The cabin is smartly and elegantly laid out with all controls at the ready and easy to decipher. I especially appreciated the uncluttered center console with its easy-to-read navigation screen on top, followed by knobs and switches to operate the audio and climate control systems.
At the base of the console is a covered compartment, where two USB ports, a 12-volt outlet, and an auxiliary input port are present. A dedicated smartphone cubby sits in front of the compartment for easy connectivity. The transmission shifter, electronic parking brake, two cup holders and a covered storage compartment split the front seats.
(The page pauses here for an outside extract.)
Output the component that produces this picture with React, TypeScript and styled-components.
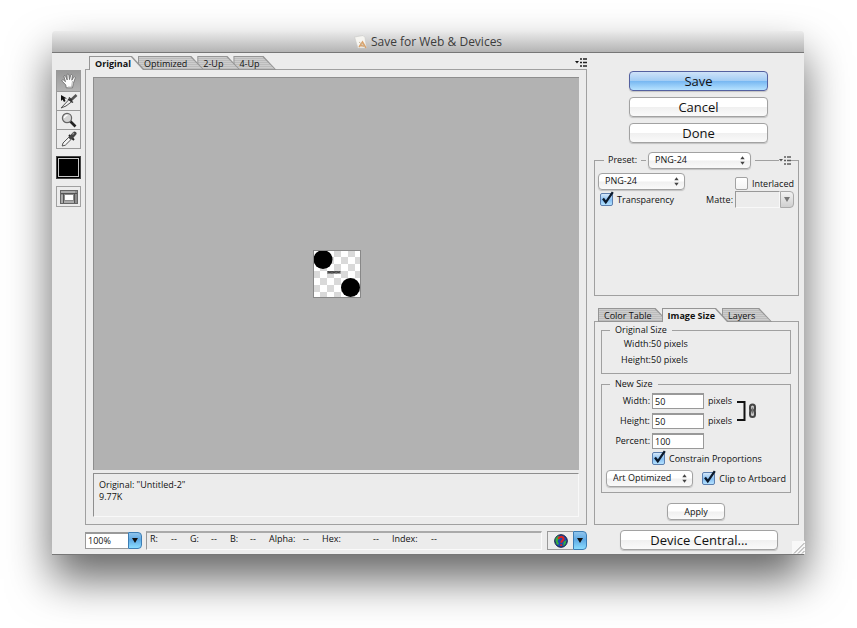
import React, { ReactNode, useState } from "react";
import styled, { createGlobalStyle } from "styled-components";

const GlobalStyle = createGlobalStyle`
  * { box-sizing: border-box; }
  body { margin: 0; background: #fff; }
  body, button, input, select {
    font-family: "Open Sans", "Noto Sans", sans-serif;
    font-size: 9px;
    line-height: 12px;
    color: #111;
  }
`;

const line = "#a0a0a0";

const Desktop = styled.div`
  display: flex;
  min-height: 100vh;
  padding: 31px 53px 73px 52px;
`;

const Window = styled.main`
  flex: 1;
  display: flex;
  flex-direction: column;
  min-width: 640px;
  background: #ececec;
  border-bottom: 1px solid #777;
  border-radius: 4px 4px 0 0;
  box-shadow: 0 24px 44px rgba(0, 0, 0, 0.6);
`;

const TitleBar = styled.header`
  display: flex;
  align-items: center;
  justify-content: center;
  gap: 4px;
  height: 22px;
  border-bottom: 1px solid #777;
  border-radius: 4px 4px 0 0;
  background: linear-gradient(#ebebeb, #b4b4b4);
`;

const Title = styled.h1`
  margin: 0;
  font-size: 12px;
  line-height: 20px;
  font-weight: 500;
  color: #3c3c3c;
`;

const Body = styled.div`
  flex: 1;
  display: grid;
  grid-template-columns: 25px minmax(0, 1fr) 211px;
  padding: 3px 6px 4px 4px;
`;

/* tools */

const Tools = styled.nav`
  display: flex;
  flex-direction: column;
  gap: 7px;
  padding-top: 14px;
`;

const ToolGroup = styled.div`
  display: flex;
  flex-direction: column;
  border: 1px solid #999;
`;

const ToolButton = styled.button<{ $active?: boolean }>`
  display: flex;
  align-items: center;
  justify-content: center;
  height: 20px;
  padding: 0;
  border: 0;
  background: ${(p) => (p.$active ? "linear-gradient(#989898, #b4b4b4)" : "#ececec")};
  & + & {
    height: 19px;
    border-top: 1px solid #999;
  }
`;

const Swatch = styled.button`
  height: 23px;
  padding: 0;
  border: 1px solid #444;
  outline: 1px solid #c8c8c8;
  outline-offset: -3px;
  background: #000;
`;

const PreviewToggle = styled.button`
  display: flex;
  align-items: center;
  justify-content: center;
  height: 21px;
  padding: 0;
  border: 1px solid #a0a0a0;
  background: #ececec;
`;

/* tabs */

const TabBar = styled.div`
  display: flex;
  align-items: flex-end;
  height: 13px;
  padding: 0 4px;
`;

const Tab = styled.button<{ $active: boolean; $order: number }>`
  position: relative;
  z-index: ${(p) => (p.$active ? 10 : p.$order)};
  height: 14px;
  margin: 0 -7px -1px 0;
  padding: 0 ${(p) => (p.$active ? "14px" : "17px")} 0 6px;
  border: 0;
  background: none;
  line-height: 13px;
  white-space: nowrap;
  font-weight: ${(p) => (p.$active ? 700 : 400)};
  &::before,
  &::after {
    content: "";
    position: absolute;
    z-index: -1;
  }
  &::before {
    inset: 0;
    background: #959595;
    clip-path: polygon(0 0, calc(100% - 13px) 0, 100% 100%, 0 100%);
  }
  &::after {
    inset: 1px 2px ${(p) => (p.$active ? "0" : "1px")} 1px;
    background: ${(p) =>
      p.$active ? "#ececec" : "repeating-linear-gradient(#cdcdcd 0 1px, #bcbcbc 1px 2px)"};
    clip-path: polygon(0 0, calc(100% - 12px) 0, 100% 100%, 0 100%);
  }
`;

const TabMenu = styled.button`
  display: flex;
  margin-left: auto;
  padding: 0 0 2px;
  border: 0;
  background: none;
`;

/* preview column */

const Preview = styled.section`
  display: flex;
  flex-direction: column;
  min-width: 0;
  margin-left: 4px;
`;

const PreviewTabs = styled(TabBar)`
  padding: 0 0 0 4px;
`;

const PreviewFrame = styled.div`
  flex: 1;
  display: flex;
  flex-direction: column;
  gap: 3px;
  padding: 7px;
  border: 1px solid ${line};
`;

const Canvas = styled.div`
  flex: 1;
  display: flex;
  align-items: center;
  justify-content: center;
  border: 1px solid #8e8e8e;
  border-width: 1px 0 0 1px;
  background: #b2b2b2;
`;

const Info = styled.div`
  height: 44px;
  padding: 5px;
  border: 1px solid;
  border-color: #8e8e8e #f8f8f8 #f8f8f8 #8e8e8e;
  p { margin: 0; }
`;

const Footer = styled.footer`
  display: flex;
  align-items: flex-end;
  height: 25px;
  gap: 4px;
`;

const Combo = styled.div<{ $wide?: boolean }>`
  display: flex;
  height: 17px;
  width: ${(p) => (p.$wide ? "59px" : "57px")};
`;

const ZoomCombo = styled(Combo)`
  height: 18px;
  padding-bottom: 1px;
`;

const ComboInput = styled.input`
  flex: 1;
  min-width: 0;
  padding: 0 2px;
  border: 1px solid #999;
  border-top-width: 2px;
  border-right: 0;
  background: #fff;
`;

const ComboArrow = styled.button<{ $muted?: boolean }>`
  display: flex;
  align-items: center;
  justify-content: center;
  width: 14px;
  padding: 0;
  border: 1px solid ${(p) => (p.$muted ? "#aaa" : "#3c7db4")};
  border-radius: 0 4px 4px 0;
  background: ${(p) =>
    p.$muted
      ? "linear-gradient(#f2f2f2, #cfcfcf)"
      : "linear-gradient(#8fc4ec, #5fa9e4 45%, #8adcff)"};
`;

const MatteWell = styled.span`
  flex: 1;
  border: 1px solid;
  border-color: #999 #f8f8f8 #f8f8f8 #999;
`;

const Readout = styled.dl`
  flex: 1;
  display: flex;
  height: 19px;
  margin: 0 1px 0 0;
  padding: 0 3px;
  border: 1px solid;
  border-color: #aaa #fafafa #fafafa #999;
  border-top-width: 2px;
`;

const ReadoutItem = styled.div<{ $label: number }>`
  display: grid;
  grid-template-columns: ${(p) => p.$label}px 19px;
  white-space: nowrap;
  dt, dd { margin: 0; line-height: 12px; }
`;

const BrowserPick = styled.div`
  display: flex;
  width: 40px;
  height: 19px;
`;

const BrowserButton = styled.button`
  flex: 1;
  display: flex;
  align-items: center;
  justify-content: center;
  padding: 0;
  border: 1px solid #999;
  border-right: 0;
  background: #ececec;
`;

/* settings column */

const Settings = styled.aside`
  display: flex;
  flex-direction: column;
  margin-left: 7px;
  margin-right: -1px;
`;

const Actions = styled.div`
  display: flex;
  flex-direction: column;
  gap: 6px;
  padding: 15px 31px 8px 35px;
`;

const PushButton = styled.button<{ $primary?: boolean }>`
  height: 20px;
  padding: 0;
  border: 1px solid ${(p) => (p.$primary ? "#5461a0" : "#a2a2a2")};
  border-radius: 4px;
  background: ${(p) =>
    p.$primary
      ? "linear-gradient(#cfe3f8, #a3cdf5 48%, #78b8f2 52%, #b6e2ff)"
      : "linear-gradient(#fff, #fff 48%, #f0f0f0 52%, #fafafa)"};
  box-shadow: 0 1px 1px rgba(0, 0, 0, 0.18);
  font-size: 13px;
  line-height: 17px;
`;

const SmallPush = styled(PushButton)`
  align-self: center;
  width: 58px;
  height: 17px;
  margin-top: 6px;
  font-size: 9px;
  line-height: 14px;
`;

const PresetGroup = styled.fieldset`
  height: 145px;
  min-width: 0;
  margin: 0;
  padding: 3px 4px 3px 3px;
  border: 1px solid ${line};
`;

const PresetLegend = styled.legend`
  display: flex;
  align-items: center;
  width: calc(100% + 7px);
  height: 18px;
  margin: 0 -4px 0 -3px;
  padding: 0;
`;

const Rule = styled.span<{ $width?: number }>`
  flex: ${(p) => (p.$width ? "none" : "1")};
  width: ${(p) => p.$width ?? 0}px;
  height: 1px;
  background: ${line};
  &:last-of-type { margin: 0; }
`;

const PresetLabel = styled.label`
  padding: 0 4px;
`;

const PresetSelect = styled.span`
  padding: 0 4px 0 2px;
`;

const LegendMenu = styled(TabMenu)`
  margin: 0;
  padding: 0;
  opacity: 0.7;
`;

const Row = styled.div`
  display: flex;
  align-items: center;
  justify-content: space-between;
  height: 17px;
`;

const FormatRow = styled(Row)`
  align-items: flex-end;
  height: 18px;
`;

const TransparencyRow = styled(Row)`
  height: 19px;
  padding-left: 2px;
`;

const SelectWrap = styled.span<{ $width: number }>`
  position: relative;
  display: flex;
  width: ${(p) => p.$width}px;
  height: 17px;
  svg {
    position: absolute;
    right: 6px;
    top: 4px;
    pointer-events: none;
  }
`;

const NativeSelect = styled.select`
  appearance: none;
  flex: 1;
  min-width: 0;
  padding: 0 18px 1px 6px;
  border: 1px solid #a2a2a2;
  border-radius: 4px;
  background: linear-gradient(#fff, #fff 48%, #f0f0f0 52%, #fafafa);
  box-shadow: 0 1px 1px rgba(0, 0, 0, 0.18);
`;

const CheckLabel = styled.label`
  display: flex;
  align-items: center;
  gap: 4px;
  white-space: nowrap;
`;

const CheckCell = styled.span`
  display: grid;
  width: 13px;
  height: 13px;
  & > * { grid-area: 1 / 1; }
  svg { overflow: visible; pointer-events: none; }
`;

const CheckInput = styled.input`
  appearance: none;
  width: 13px;
  height: 13px;
  margin: 0;
  border: 1px solid #a2a2a2;
  border-radius: 2px;
  background: linear-gradient(#fff, #f4f4f4);
  &:checked {
    border-color: #5d7fae;
    background: linear-gradient(#d5e8fa, #86bff3 55%, #b4e2ff);
  }
`;

const MatteField = styled.div`
  display: flex;
  align-items: center;
  gap: 2px;
`;

const SizeTabs = styled(TabBar)`
  margin-top: 12px;
`;

const SizePanel = styled.div`
  flex: 1;
  display: flex;
  flex-direction: column;
  gap: 4px;
  padding: 2px 7px 4px 6px;
  border: 1px solid ${line};
`;

const Group = styled.fieldset`
  min-width: 0;
  margin: 0;
  padding: 0 4px;
  border: 1px solid ${line};
  legend {
    margin-left: 4px;
    padding: 0 5px;
    line-height: 12px;
  }
`;

const OriginalSize = styled.dl`
  display: grid;
  grid-template-columns: 45px 1fr;
  align-content: start;
  row-gap: 4px;
  height: 37px;
  margin: 0;
  padding-top: 2px;
  dt { text-align: right; }
  dt, dd { margin: 0; line-height: 12px; }
`;

const SizeFields = styled.div`
  display: flex;
  align-items: flex-start;
  gap: 4px;
  padding-top: 3px;
  & > svg { margin-top: 7px; }
`;

const FieldGrid = styled.div`
  display: grid;
  grid-template-columns: 44px 52px auto;
  grid-auto-rows: 16px;
  align-items: center;
  column-gap: 2px;
  row-gap: 4px;
  label { text-align: right; }
`;

const NumberInput = styled.input`
  width: 100%;
  height: 16px;
  padding: 0 2px;
  border: 1px solid #999;
  border-top-width: 2px;
  background: #fff;
`;

const Unit = styled.span`
  padding-left: 2px;
`;

const ConstrainRow = styled(Row)`
  justify-content: flex-start;
  padding-left: 46px;
  height: 19px;
`;

const ClipRow = styled(Row)`
  height: 21px;
  margin-bottom: 3px;
`;

const BottomRow = styled.div`
  display: flex;
  align-items: flex-end;
  height: 25px;
  padding: 0 21px 0 26px;
  position: relative;
  & > button { flex: 1; }
  & > svg {
    position: absolute;
    right: -6px;
    bottom: -4px;
  }
`;

/* icons */

const MenuIcon = () => (
  <svg width="12" height="9" viewBox="0 0 12 9" aria-hidden="true">
    <path d="M0 3h4L2 5.500z" fill="#111" />
    <path d="M5 1h2M5 4.500h2M5 8h2M8 1h4M8 4.500h4M8 8h4" stroke="#222" strokeWidth="1.300" />
  </svg>
);

const UpDown = () => (
  <svg width="5" height="9" viewBox="0 0 5 9" aria-hidden="true">
    <path d="M.3 3.300L2.500 .3 4.700 3.300zM.3 5.700L2.500 8.700 4.700 5.700z" fill="#444" />
  </svg>
);

const Down = ({ color = "#111" }: { color?: string }) => (
  <svg width="6" height="5" viewBox="0 0 6 5" aria-hidden="true">
    <path d="M0 0h6L3 5z" fill={color} />
  </svg>
);

const Tick = () => (
  <svg width="13" height="13" viewBox="0 0 13 13" aria-hidden="true">
    <path d="M3 5.500L5.800 9.300L12.800 -0.800" fill="none" stroke="#0c1a2c" strokeWidth="2.300" />
  </svg>
);

const DocIcon = () => (
  <svg width="13" height="14" viewBox="0 0 13 14" aria-hidden="true">
    <path d="M.5 2L9 .5l2 2L12.500 13 4 13z" fill="#f6f5f1" stroke="#c9c9c7" strokeWidth=".6" />
    <path d="M5 12l3.500-5 3.500 6M6 10.500l5 .8" fill="none" stroke="#d9a26c" strokeWidth="1.500" />
    <path d="M5 7l6 5" stroke="#c9b79a" strokeWidth="1" />
  </svg>
);

const HandIcon = () => (
  <svg width="16" height="16" viewBox="0 0 16 16" aria-hidden="true">
    <path
      d="M5.200 14.800L4.800 12 1.200 8.200C.4 7.100 1.700 6.300 2.600 7.100L4.500 8.700 3 3.800C2.700 2.500 4.100 2.200 4.600 3.300L6.200 7 6 2C6 .7 7.700.7 7.900 2L8.500 6.600 9.700 2.200C10.100 1 11.600 1.400 11.400 2.700L10.800 7.200 12.700 4.300C13.400 3.300 14.700 4 14.200 5.200L12.300 10.500 11.500 14.800z"
      fill="#fff"
      stroke="#666"
      strokeWidth=".8"
    />
    <path d="M11.500 8l-1 6H7" fill="none" stroke="#bbb" />
  </svg>
);

const SliceIcon = () => (
  <svg width="18" height="15" viewBox="0 0 18 15" aria-hidden="true">
    <path d="M1 14L9 5.500 12 7.500 6 12z" fill="#eee" stroke="#555" strokeWidth="1" />
    <path d="M10 7L16.500 1" stroke="#555" strokeWidth="2.600" />
    <path d="M8 5l5 3.500M9 3.500l3 3" stroke="#333" strokeWidth="1.400" />
    <path d="M1 1v6l1.500-1.500 1.500 2.500 1.500-1L4.500 4.500h2.500z" fill="#111" />
  </svg>
);

const ZoomIcon = () => (
  <svg width="16" height="16" viewBox="0 0 16 16" aria-hidden="true">
    <path d="M9 9l5.500 5.500" stroke="#222" strokeWidth="2.600" />
    <circle cx="6" cy="6" r="4.600" fill="#d4d4d4" stroke="#666" strokeWidth="1.200" />
    <path d="M3.500 6a2.700 2.700 0 0 1 3-2.600" fill="none" stroke="#fff" strokeWidth="1.300" />
  </svg>
);

const DropperIcon = () => (
  <svg width="16" height="16" viewBox="0 0 16 16" aria-hidden="true">
    <path d="M1.200 15l.8-3 6.300-6.200 2.200 2.200-6.200 6.200z" fill="#f5f5f5" stroke="#555" />
    <path d="M8 4l5 5" stroke="#222" strokeWidth="2" />
    <path d="M10 6.500l3.500-4" stroke="#444" strokeWidth="4" strokeLinecap="round" />
    <path d="M11.500 3.500L13 2" stroke="#999" strokeWidth="1.200" />
  </svg>
);

const SlicesIcon = () => (
  <svg width="18" height="14" viewBox="0 0 18 14" aria-hidden="true">
    <rect x=".5" y=".5" width="17" height="13" fill="#8c8c8c" stroke="#666" />
    <path d="M1 1h14v2H1zM1 5h2v8H1z" fill="#aaa" />
    <path d="M1 3.500h16M3.500 4v9M14.500 4v9" stroke="#555" />
    <rect x="5" y="5" width="8" height="5" fill="#fff" />
    <path d="M4 11h10v2H4z" fill="#aaa" />
  </svg>
);

const GlobeIcon = () => (
  <svg width="14" height="14" viewBox="0 0 14 14" aria-hidden="true">
    <circle cx="7" cy="7" r="6.300" fill="#1d47b0" stroke="#101c38" />
    <path d="M1.500 4.500L4 1.800l2 1.700L3.500 7l1.500 3-2 1-1.500-4zM9.500 8l3-2-1 4-2 2.500z" fill="#37b03a" />
    <path
      d="M4.600 5C4.600 2.200 9.600 2.200 9.600 4.800 9.600 6.600 7.200 6.600 7.200 8.800M7.200 10.300v1.800"
      fill="none"
      stroke="#e2231c"
      strokeWidth="2"
    />
  </svg>
);

const LinkIcon = () => (
  <svg width="22" height="22" viewBox="0 0 22 22" aria-hidden="true">
    <path d="M1 2h7.500v18H1" fill="none" stroke="#111" strokeWidth="2" />
    <rect x="14" y="4.500" width="5" height="7" rx="2.500" fill="#ccc" stroke="#444" strokeWidth="2" />
    <rect x="14" y="10" width="5" height="7" rx="2.500" fill="#ccc" stroke="#444" strokeWidth="2" />
    <path d="M16.500 7.500v6" stroke="#777" strokeWidth="1.800" />
  </svg>
);

const Grip = () => (
  <svg width="13" height="13" viewBox="0 0 13 13" aria-hidden="true">
    <rect width="13" height="13" fill="#f8f8f8" />
    <path d="M2 12.500L12.500 2M6 12.500L12.500 6M10 12.500L12.500 10" stroke="#999" />
  </svg>
);

const CELL = 7;
const checker = Array.from({ length: 49 }, (_, i) => [i % 7, Math.floor(i / 7)]).filter(
  ([c, r]) => (c + r) % 2 === 1
);

const Artwork = () => (
  <svg width="48" height="48" viewBox="0 0 48 48" role="img" aria-label="Artwork preview">
    <rect width="48" height="48" fill="#fff" />
    {checker.map(([c, r]) => (
      <rect key={`${c}-${r}`} x={c * CELL} y={r * CELL} width={CELL} height={CELL} fill="#d9d9d9" />
    ))}
    <circle cx="10" cy="9.500" r="9.500" />
    <circle cx="37.500" cy="37.500" r="9.500" />
    <path
      d="M14.500 21l1.300 2.500 1.300-2.500 1.300 2.500 1.300-2.500 1.300 2.500 1.300-2.500 1.300 2.500 1.300-2.500 1.300 2.500 1.300-2.500M14.500 23.500l1.300-2.500 1.300 2.500 1.300-2.500 1.300 2.500 1.300-2.500 1.300 2.500 1.300-2.500 1.300 2.500 1.300-2.500 1.300 2.500"
      fill="none"
      stroke="#333"
      strokeWidth=".8"
    />
    <rect x=".5" y=".5" width="47" height="47" fill="none" stroke="#888" />
  </svg>
);

/* composed controls */

function Select({ id, label, width, value }: { id?: string; label?: string; width: number; value: string }) {
  return (
    <SelectWrap $width={width}>
      <NativeSelect id={id} aria-label={label} defaultValue={value}>
        <option>{value}</option>
      </NativeSelect>
      <UpDown />
    </SelectWrap>
  );
}

function Checkbox({ checked = false, children }: { checked?: boolean; children: ReactNode }) {
  const [on, setOn] = useState(checked);
  return (
    <CheckLabel>
      <CheckCell>
        <CheckInput type="checkbox" checked={on} onChange={(e) => setOn(e.target.checked)} />
        {on && <Tick />}
      </CheckCell>
      {children}
    </CheckLabel>
  );
}

function Tabs({ names, initial }: { names: string[]; initial: string }) {
  const [current, setCurrent] = useState(initial);
  return (
    <>
      {names.map((name, i) => (
        <Tab
          key={name}
          role="tab"
          aria-selected={name === current}
          $active={name === current}
          $order={names.length - i}
          onClick={() => setCurrent(name)}
        >
          {name}
        </Tab>
      ))}
    </>
  );
}

const readings: [string, number][] = [
  ["R:", 21],
  ["G:", 21],
  ["B:", 20],
  ["Alpha:", 34],
  ["Hex:", 51],
  ["Index:", 39],
];

const fields: [string, string, string, string][] = [
  ["width", "Width:", "50", "pixels"],
  ["height", "Height:", "50", "pixels"],
  ["percent", "Percent:", "100", ""],
];

export default function App() {
  return (
    <Desktop>
      <GlobalStyle />
      <Window>
        <TitleBar>
          <DocIcon />
          <Title>Save for Web &amp; Devices</Title>
        </TitleBar>
        <Body>
          <Tools aria-label="Tools">
            <ToolGroup>
              <ToolButton $active aria-label="Hand"><HandIcon /></ToolButton>
              <ToolButton aria-label="Slice select"><SliceIcon /></ToolButton>
              <ToolButton aria-label="Zoom"><ZoomIcon /></ToolButton>
              <ToolButton aria-label="Eyedropper"><DropperIcon /></ToolButton>
            </ToolGroup>
            <Swatch aria-label="Eyedropper color" />
            <PreviewToggle aria-label="Toggle slices visibility"><SlicesIcon /></PreviewToggle>
          </Tools>

          <Preview>
            <PreviewTabs role="tablist">
              <Tabs names={["Original", "Optimized", "2-Up", "4-Up"]} initial="Original" />
              <TabMenu aria-label="Preview menu"><MenuIcon /></TabMenu>
            </PreviewTabs>
            <PreviewFrame>
              <Canvas><Artwork /></Canvas>
              <Info>
                <p>Original: "Untitled-2"</p>
                <p>9.77K</p>
              </Info>
            </PreviewFrame>
            <Footer>
              <ZoomCombo>
                <ComboInput aria-label="Zoom level" defaultValue="100%" />
                <ComboArrow aria-label="Zoom levels"><Down /></ComboArrow>
              </ZoomCombo>
              <Readout>
                {readings.map(([name, width]) => (
                  <ReadoutItem key={name} $label={width}>
                    <dt>{name}</dt>
                    <dd>--</dd>
                  </ReadoutItem>
                ))}
              </Readout>
              <BrowserPick>
                <BrowserButton aria-label="Preview in browser"><GlobeIcon /></BrowserButton>
                <ComboArrow aria-label="Choose browser"><Down /></ComboArrow>
              </BrowserPick>
            </Footer>
          </Preview>

          <Settings>
            <Actions>
              <PushButton $primary>Save</PushButton>
              <PushButton>Cancel</PushButton>
              <PushButton>Done</PushButton>
            </Actions>

            <PresetGroup>
              <PresetLegend>
                <Rule $width={9} />
                <PresetLabel htmlFor="preset">Preset:</PresetLabel>
                <Rule $width={5} />
                <PresetSelect>
                  <Select id="preset" width={103} value="PNG-24" />
                </PresetSelect>
                <Rule />
                <LegendMenu aria-label="Preset menu"><MenuIcon /></LegendMenu>
                <Rule $width={7} />
              </PresetLegend>
              <FormatRow>
                <Select label="File format" width={87} value="PNG-24" />
                <Checkbox>Interlaced</Checkbox>
              </FormatRow>
              <TransparencyRow>
                <Checkbox checked>Transparency</Checkbox>
                <MatteField>
                  <label htmlFor="matte">Matte:</label>
                  <Combo $wide>
                    <MatteWell />
                    <ComboArrow id="matte" $muted disabled><Down color="#777" /></ComboArrow>
                  </Combo>
                </MatteField>
              </TransparencyRow>
            </PresetGroup>

            <SizeTabs role="tablist">
              <Tabs names={["Color Table", "Image Size", "Layers"]} initial="Image Size" />
            </SizeTabs>
            <SizePanel>
              <Group>
                <legend>Original Size</legend>
                <OriginalSize>
                  <dt>Width:</dt>
                  <dd>50 pixels</dd>
                  <dt>Height:</dt>
                  <dd>50 pixels</dd>
                </OriginalSize>
              </Group>
              <Group>
                <legend>New Size</legend>
                <SizeFields>
                  <FieldGrid>
                    {fields.map(([id, label, value, unit]) => (
                      <React.Fragment key={id}>
                        <label htmlFor={id}>{label}</label>
                        <NumberInput id={id} defaultValue={value} />
                        <Unit>{unit}</Unit>
                      </React.Fragment>
                    ))}
                  </FieldGrid>
                  <LinkIcon />
                </SizeFields>
                <ConstrainRow>
                  <Checkbox checked>Constrain Proportions</Checkbox>
                </ConstrainRow>
                <ClipRow>
                  <Select label="Optimization" width={87} value="Art Optimized" />
                  <Checkbox checked>Clip to Artboard</Checkbox>
                </ClipRow>
              </Group>
              <SmallPush>Apply</SmallPush>
            </SizePanel>
            <BottomRow>
              <PushButton>Device Central...</PushButton>
              <Grip />
            </BottomRow>
          </Settings>
        </Body>
      </Window>
    </Desktop>
  );
}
Each door comes with storage pockets and cup holders; two additional cup holders are in the rear middle seat position.
Roomy and Comfortable Interior
Driver comfort was never an issue with this hybrid as sufficient bolstering and lumbar support does the trick. The back seat is especially roomy and can fit three adults with ease. That’s an advantage Hyundai has over most of its competitors and something that shouldn’t be overlooked. It probably also explains why the only slightly larger, but more expensive Azera doesn’t sell well — it simply isn’t necessary.
Hyundai held the Sonata Hybrid’s price in check for 2016, giving it a $26,000 base price. Choose the Limited and you pay $30,100, getting a whole host of goodies: 17-inch alloy wheels, HID Xenon headlights, a heated steering wheel, a power driver’s seat with lumbar support, heated front and rear seats, ventilated front seats, leather seats, a 60-40 split-folding rear bench seat, rear window manual sunshades, and blind spot detection with rear cross-traffic alert.
Sonata Hybrid, As Tested
My test model also included the Limited Ultimate package ($4,500), what brought in a navigation system with an 8-inch color display, a panoramic sunroof, an Infinity premium audio system, an electronic parking brake and several safety features, including lane departure warning, forward collision warning, smart cruise control, and automatic high beam assist. You’re looking at $35,000 for a fully optioned hybrid.
Start the ignition and you’ll be met by dead silence. Prepare to roll away from a stop on electric power, something that can be maintained at speeds of up to 74 mph. But don’t worry: when you need full power, the engine kicks in. Importantly, both the engine and the electric battery pack will send power to the front wheels together from time to time, especially when you enter a highway or ascend a hill.
You’ll have proof of that dual power too, found smack dab in the middle of the instrument panel. That’s where you’ll find the energy flow meter, but you have to look for it. Simply adjust the info controls on the steering wheel and you’ll find the meter. What’s especially welcome here is that the meter shows you exactly what is taking place when you drive.
The schematic shows an outline of the engine along with the two front wheels and the battery pack. Flowing lines reveal when the engine is sending power to the wheels and/or to the battery pack. When the battery pack is sending power to the front wheels, and when both the engine and battery are sending power to the front wheels — that’s when the full 193 horsepower is at work.
It’s one of the more helpful gauges present, although on the left side of the instrument panel you have additional EV information to consider. In all, I managed to average 39 mpg — an outstanding number considering my lead foot and the cold morning temperatures that always adversely impact any EV’s fuel economy.